Many mortgage brokers and companies hawking this kind of deal, the first lien home equity line of credit (HELOC). It takes several forms, depending on who it is that is making the pitch.
You’ve raised a lot of good points here, so I won’t belabor the issue by repeating them. Having just exited the mortgage world to raise my daughter, I can say with some certainty that this type of loan is taking the place of the now-maligned “Pick-a-Pay” or “Payoption ARM” loans as the “hot” mortgage product. One of the reasons that the payoption was so popular among brokers was because of its profitability (at the time, now it’s poison). The company I worked for closed hundreds of payoptions, primarily because the brokers found them to be the most profitable. It had nothing to do with the well-being of the borrower, which many are discovering now as their negatively amortizing loans are compounding the pain of a declining market.

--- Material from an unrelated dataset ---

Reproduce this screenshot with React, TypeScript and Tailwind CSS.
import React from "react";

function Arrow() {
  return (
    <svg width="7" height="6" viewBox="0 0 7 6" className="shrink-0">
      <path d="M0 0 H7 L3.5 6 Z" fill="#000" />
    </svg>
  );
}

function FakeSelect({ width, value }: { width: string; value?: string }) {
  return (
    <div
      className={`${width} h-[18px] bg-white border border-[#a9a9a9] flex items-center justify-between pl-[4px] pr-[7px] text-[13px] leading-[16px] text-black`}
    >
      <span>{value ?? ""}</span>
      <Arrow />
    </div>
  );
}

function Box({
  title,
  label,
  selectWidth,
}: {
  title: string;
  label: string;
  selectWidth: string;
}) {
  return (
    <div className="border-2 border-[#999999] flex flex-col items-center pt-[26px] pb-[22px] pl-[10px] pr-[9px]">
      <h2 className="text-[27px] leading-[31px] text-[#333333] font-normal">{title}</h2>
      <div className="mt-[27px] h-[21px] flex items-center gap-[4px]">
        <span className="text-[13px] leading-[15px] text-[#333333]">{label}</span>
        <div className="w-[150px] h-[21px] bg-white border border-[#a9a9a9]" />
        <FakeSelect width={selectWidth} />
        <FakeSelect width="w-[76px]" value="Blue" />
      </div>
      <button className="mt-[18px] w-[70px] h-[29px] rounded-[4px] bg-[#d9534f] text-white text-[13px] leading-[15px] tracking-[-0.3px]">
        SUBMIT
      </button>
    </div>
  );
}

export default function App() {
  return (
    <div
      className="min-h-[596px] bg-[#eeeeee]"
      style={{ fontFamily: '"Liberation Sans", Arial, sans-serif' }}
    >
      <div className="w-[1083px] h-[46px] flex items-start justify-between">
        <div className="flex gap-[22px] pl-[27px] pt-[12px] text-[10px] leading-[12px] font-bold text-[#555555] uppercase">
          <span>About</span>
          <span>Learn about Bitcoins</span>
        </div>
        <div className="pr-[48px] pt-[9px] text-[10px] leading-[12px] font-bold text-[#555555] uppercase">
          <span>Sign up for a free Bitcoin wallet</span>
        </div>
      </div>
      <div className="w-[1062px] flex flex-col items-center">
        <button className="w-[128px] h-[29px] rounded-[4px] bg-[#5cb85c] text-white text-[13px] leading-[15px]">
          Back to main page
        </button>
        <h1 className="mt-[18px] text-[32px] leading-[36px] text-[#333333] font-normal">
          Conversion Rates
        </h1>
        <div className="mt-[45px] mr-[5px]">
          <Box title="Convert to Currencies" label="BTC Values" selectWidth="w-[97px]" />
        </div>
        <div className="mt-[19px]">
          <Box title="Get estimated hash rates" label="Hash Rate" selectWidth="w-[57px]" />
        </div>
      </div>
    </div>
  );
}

Since the first lien HELOC is now their loan of choice to push with borrowers, it’s pretty clear that this is the most profitable type of loan to offer in this difficult market. The client that we catered to was the “savvy investor,” the proactive borrower looking for the next big thing. The reason these clients were targeted were due to their propensity to be taken in by this sort of sales pitch.

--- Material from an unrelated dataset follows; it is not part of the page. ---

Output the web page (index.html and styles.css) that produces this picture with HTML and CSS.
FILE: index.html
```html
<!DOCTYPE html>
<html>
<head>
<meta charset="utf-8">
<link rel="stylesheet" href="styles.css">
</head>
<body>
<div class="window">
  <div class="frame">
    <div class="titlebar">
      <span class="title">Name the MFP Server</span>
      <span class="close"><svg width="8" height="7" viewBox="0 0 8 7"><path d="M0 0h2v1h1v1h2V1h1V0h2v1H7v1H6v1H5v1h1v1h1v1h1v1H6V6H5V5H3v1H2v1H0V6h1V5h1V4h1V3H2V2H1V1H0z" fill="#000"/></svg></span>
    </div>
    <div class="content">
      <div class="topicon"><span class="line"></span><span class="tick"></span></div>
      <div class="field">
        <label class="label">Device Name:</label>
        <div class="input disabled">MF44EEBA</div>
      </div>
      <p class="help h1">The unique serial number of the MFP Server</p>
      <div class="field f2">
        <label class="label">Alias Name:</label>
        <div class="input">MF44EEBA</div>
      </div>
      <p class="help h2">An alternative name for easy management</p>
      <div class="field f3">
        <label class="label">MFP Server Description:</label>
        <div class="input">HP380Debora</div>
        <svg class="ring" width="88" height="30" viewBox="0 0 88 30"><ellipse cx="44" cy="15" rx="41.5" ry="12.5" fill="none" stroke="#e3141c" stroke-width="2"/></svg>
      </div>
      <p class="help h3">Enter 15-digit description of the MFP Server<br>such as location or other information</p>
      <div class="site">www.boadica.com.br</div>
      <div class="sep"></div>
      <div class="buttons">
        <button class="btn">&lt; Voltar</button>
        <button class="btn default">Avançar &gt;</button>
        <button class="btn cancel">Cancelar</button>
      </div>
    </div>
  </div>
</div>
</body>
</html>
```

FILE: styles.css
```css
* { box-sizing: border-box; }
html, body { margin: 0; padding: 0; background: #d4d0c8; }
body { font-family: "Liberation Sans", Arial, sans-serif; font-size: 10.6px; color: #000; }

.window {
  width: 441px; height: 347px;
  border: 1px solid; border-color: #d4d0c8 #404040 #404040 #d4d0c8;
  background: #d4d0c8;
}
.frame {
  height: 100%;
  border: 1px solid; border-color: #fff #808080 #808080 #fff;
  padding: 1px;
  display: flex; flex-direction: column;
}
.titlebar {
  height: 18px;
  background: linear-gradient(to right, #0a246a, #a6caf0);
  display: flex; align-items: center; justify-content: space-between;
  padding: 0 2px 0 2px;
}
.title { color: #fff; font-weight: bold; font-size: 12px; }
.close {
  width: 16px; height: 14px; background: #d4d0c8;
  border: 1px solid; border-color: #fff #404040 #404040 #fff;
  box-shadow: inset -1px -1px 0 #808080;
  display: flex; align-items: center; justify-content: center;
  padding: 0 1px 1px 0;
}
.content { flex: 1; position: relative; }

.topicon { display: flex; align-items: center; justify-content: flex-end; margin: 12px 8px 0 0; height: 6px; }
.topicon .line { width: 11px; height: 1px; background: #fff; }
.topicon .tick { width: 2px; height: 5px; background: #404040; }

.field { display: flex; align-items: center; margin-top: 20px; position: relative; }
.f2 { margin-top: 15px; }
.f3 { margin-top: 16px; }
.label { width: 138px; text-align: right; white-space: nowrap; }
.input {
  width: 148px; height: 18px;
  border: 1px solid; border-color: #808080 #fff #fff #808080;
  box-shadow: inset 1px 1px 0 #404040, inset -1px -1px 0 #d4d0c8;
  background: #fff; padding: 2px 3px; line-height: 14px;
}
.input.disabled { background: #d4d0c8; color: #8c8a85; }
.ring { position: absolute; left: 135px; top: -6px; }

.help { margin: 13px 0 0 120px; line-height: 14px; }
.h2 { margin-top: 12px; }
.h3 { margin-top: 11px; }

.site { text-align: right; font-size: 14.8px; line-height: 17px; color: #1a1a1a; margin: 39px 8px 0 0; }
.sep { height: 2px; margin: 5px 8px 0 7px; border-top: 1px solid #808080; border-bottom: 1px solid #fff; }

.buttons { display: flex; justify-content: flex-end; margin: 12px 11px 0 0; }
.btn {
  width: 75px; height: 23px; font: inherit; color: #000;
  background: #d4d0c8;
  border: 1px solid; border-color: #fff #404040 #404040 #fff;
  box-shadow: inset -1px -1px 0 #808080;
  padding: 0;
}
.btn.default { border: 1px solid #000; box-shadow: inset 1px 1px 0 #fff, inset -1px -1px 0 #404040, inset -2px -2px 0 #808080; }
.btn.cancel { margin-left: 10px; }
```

There is nothing, I repeat, nothing, in these software packages that will help you pay down a mortgage faster. The only thing that pays down a mortgage ahead of the traditional amortization schedule, is, you guessed it! Sending in extra payments. The software may track things for you, but if you’re really into this kind of loan (and it may be beneficial for some few, just like the payoption was), you can do it with any number of mortgage companies that offer it as part of their regular product lines. Instead of some bogus software, they just charge discount points. Either way, you pay. Consumers are better off just sending the $3500 to the mortgage company as a principal reduction. Software is not going to tell you anything that your mortgage statement and a calculator cannot.
Additionally, since the loan is adjustable, you’re subject to changes in the indices, which of course, show signs of increasing, not decreasing.
My .02, as a former mortgage industry professional.